Few people know me, and even fewer people like me. But for those who care, here's a look inside of Wolfie.
I stopped in a truck stop tonight. It was a familiar one but one that I hadn't visited in quite some time. It didn't take me long to realize why I had not stopped there in 3 years.
My father introduced me to this particular truck stop, and for a few years (with the exception of my grandmother's funeral) the only words I have exchanged with the man have been profanities and promises of harm. He used to stop in and have breakfast twice a week at this place. I had not stopped here because I knew this and was avoiding any chance of confrontation with the man. I thought it was safe tonight since his run has changed and there would be no chance of seeing him. I was wrong.
When I sat down I immediately remembered our last meeting here, but was quickly able to put it out of my mind. Then the waitress came over and my introspective began.
She was a nice lady, and didn't know the can of worms she was opening when she asked if I was my father's son (she called him by name). I replied that he was responsible for getting my mom pregnant but I really didn't want to talk about him. She said that she knew I was his son because I look just like him, it was then that I came to a harsh realization. I hate myself because I hate my father.

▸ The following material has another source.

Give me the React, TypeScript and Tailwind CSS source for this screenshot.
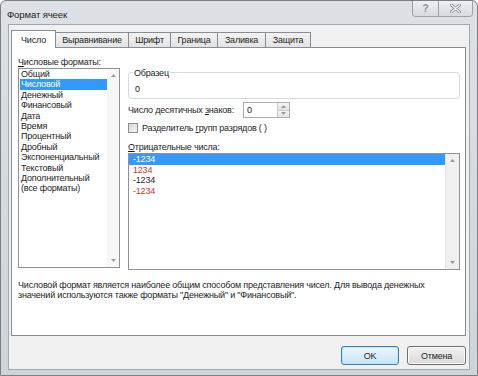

I know that sounds screwed up, but it's true. I didn't meet the man until I was 27, and only spent 2 years getting to know him. Since that time I have done everything in my power to be the exact opposite of him. But his genetics are hard to escape.
I've always hated the way I look when I see myself in pictures, but it was tonight that I figured out the reason behind that. I do look like the man. I don't know how to fix this, but I sure wish I did.